--- Begin ---
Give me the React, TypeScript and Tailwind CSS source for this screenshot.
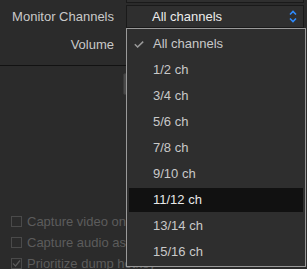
const items = ['All channels', '1/2 ch', '3/4 ch', '5/6 ch', '7/8 ch', '9/10 ch', '11/12 ch', '13/14 ch', '15/16 ch']

function Check({ checked }: { checked?: boolean }) {
  return (
    <span className="w-[11px] h-[11px] border border-[#4a4a4a] flex items-center justify-center shrink-0">
      {checked && (
        <svg width="9" height="9" viewBox="0 0 9 9">
          <path d="M1 4.5 L3.5 7 L8 1.5" stroke="#5a5a5a" strokeWidth="1.2" fill="none" />
        </svg>
      )}
    </span>
  )
}

export default function App() {
  return (
    <div
      className="relative w-[307px] h-[269px] overflow-hidden bg-[#2b2b2b] text-[13px] text-[#c9c9c9]"
      style={{ fontFamily: '"Liberation Sans", Arial, sans-serif' }}
    >
      <div className="flex flex-col h-[66px] border-b border-[#121212] w-[126px]">
        <div className="h-[6px]" />
        <div className="h-[22px] flex items-center justify-end pr-[12px]">Monitor Channels</div>
        <div className="h-[32px] flex items-center justify-end pr-[12px] pt-[2px]">Volume</div>
      </div>

      {/* previous combo bottom edge */}
      <div className="absolute left-[126px] top-[-10px] w-[178px] h-[13px] border border-[#1a1a1a] bg-[#2f2f2f]" />

      {/* combo */}
      <div className="absolute left-[126px] top-[5px] w-[178px] h-[23px] border border-[#1a1a1a] bg-[#2f2f2f] flex items-center pl-[25px] text-[#ececec]">
        All channels
        <svg className="absolute left-[162px] top-[4px]" width="8" height="13" viewBox="0 0 8 13">
          <path d="M1 4.5 L4 1.5 L7 4.5 M1 8.5 L4 11.5 L7 8.5" stroke="#2f8cff" strokeWidth="1.6" fill="none" />
        </svg>
      </div>

      {/* slider handle */}
      <div className="absolute left-[123px] top-[73px] w-[6px] h-[22px] rounded-[2px] bg-[#4a4a4a] border border-[#3a3a3a]" />

      {/* checkboxes */}
      <div className="absolute left-[11px] top-[214px] flex flex-col gap-[6px] text-[#5c5c5c] text-[13px]">
        <div className="flex items-center gap-[5px] h-[15px] whitespace-nowrap"><Check />Capture video on dump</div>
        <div className="flex items-center gap-[5px] h-[15px] whitespace-nowrap"><Check />Capture audio as well</div>
        <div className="flex items-center gap-[5px] h-[15px] whitespace-nowrap"><Check checked />Prioritize dump hotkey</div>
      </div>

      {/* dropdown */}
      <div className="absolute left-[126px] top-[28px] w-[180px] h-[239px] border border-[#9a9a9a] bg-[#2e2e2e] px-[2px] pt-[3px] flex flex-col gap-[2px]">
        {items.map((it, i) => (
          <div
            key={it}
            className={`relative h-[24px] shrink-0 flex items-center pl-[24px] ${i === 6 ? 'bg-[#111111] text-[#e8e8e8]' : 'text-[#c9c9c9]'}`}
          >
            {i === 0 && (
              <svg className="absolute left-[5px] top-[9px]" width="10" height="7" viewBox="0 0 10 7">
                <path d="M0.8 3.3 L3.6 6 L9.2 0.6" stroke="#9a9a9a" strokeWidth="1.5" fill="none" />
              </svg>
            )}
            {it}
          </div>
        ))}
      </div>
    </div>
  )
}
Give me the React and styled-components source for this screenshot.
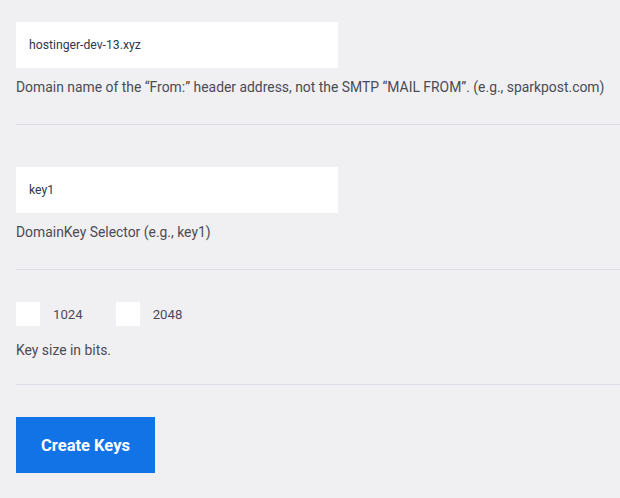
--- End ---
#### What to work on:
Could you reproduce every record above exactly, leaving out the pictures?

#### Answer for the task:
Give me the React, TypeScript and Tailwind CSS source for this screenshot.
const items = ['All channels', '1/2 ch', '3/4 ch', '5/6 ch', '7/8 ch', '9/10 ch', '11/12 ch', '13/14 ch', '15/16 ch']

function Check({ checked }: { checked?: boolean }) {
  return (
    <span className="w-[11px] h-[11px] border border-[#4a4a4a] flex items-center justify-center shrink-0">
      {checked && (
        <svg width="9" height="9" viewBox="0 0 9 9">
          <path d="M1 4.5 L3.5 7 L8 1.5" stroke="#5a5a5a" strokeWidth="1.2" fill="none" />
        </svg>
      )}
    </span>
  )
}

export default function App() {
  return (
    <div
      className="relative w-[307px] h-[269px] overflow-hidden bg-[#2b2b2b] text-[13px] text-[#c9c9c9]"
      style={{ fontFamily: '"Liberation Sans", Arial, sans-serif' }}
    >
      <div className="flex flex-col h-[66px] border-b border-[#121212] w-[126px]">
        <div className="h-[6px]" />
        <div className="h-[22px] flex items-center justify-end pr-[12px]">Monitor Channels</div>
        <div className="h-[32px] flex items-center justify-end pr-[12px] pt-[2px]">Volume</div>
      </div>

      {/* previous combo bottom edge */}
      <div className="absolute left-[126px] top-[-10px] w-[178px] h-[13px] border border-[#1a1a1a] bg-[#2f2f2f]" />

      {/* combo */}
      <div className="absolute left-[126px] top-[5px] w-[178px] h-[23px] border border-[#1a1a1a] bg-[#2f2f2f] flex items-center pl-[25px] text-[#ececec]">
        All channels
        <svg className="absolute left-[162px] top-[4px]" width="8" height="13" viewBox="0 0 8 13">
          <path d="M1 4.5 L4 1.5 L7 4.5 M1 8.5 L4 11.5 L7 8.5" stroke="#2f8cff" strokeWidth="1.6" fill="none" />
        </svg>
      </div>

      {/* slider handle */}
      <div className="absolute left-[123px] top-[73px] w-[6px] h-[22px] rounded-[2px] bg-[#4a4a4a] border border-[#3a3a3a]" />

      {/* checkboxes */}
      <div className="absolute left-[11px] top-[214px] flex flex-col gap-[6px] text-[#5c5c5c] text-[13px]">
        <div className="flex items-center gap-[5px] h-[15px] whitespace-nowrap"><Check />Capture video on dump</div>
        <div className="flex items-center gap-[5px] h-[15px] whitespace-nowrap"><Check />Capture audio as well</div>
        <div className="flex items-center gap-[5px] h-[15px] whitespace-nowrap"><Check checked />Prioritize dump hotkey</div>
      </div>

      {/* dropdown */}
      <div className="absolute left-[126px] top-[28px] w-[180px] h-[239px] border border-[#9a9a9a] bg-[#2e2e2e] px-[2px] pt-[3px] flex flex-col gap-[2px]">
        {items.map((it, i) => (
          <div
            key={it}
            className={`relative h-[24px] shrink-0 flex items-center pl-[24px] ${i === 6 ? 'bg-[#111111] text-[#e8e8e8]' : 'text-[#c9c9c9]'}`}
          >
            {i === 0 && (
              <svg className="absolute left-[5px] top-[9px]" width="10" height="7" viewBox="0 0 10 7">
                <path d="M0.8 3.3 L3.6 6 L9.2 0.6" stroke="#9a9a9a" strokeWidth="1.5" fill="none" />
              </svg>
            )}
            {it}
          </div>
        ))}
      </div>
    </div>
  )
}
Give me the React and styled-components source for this screenshot.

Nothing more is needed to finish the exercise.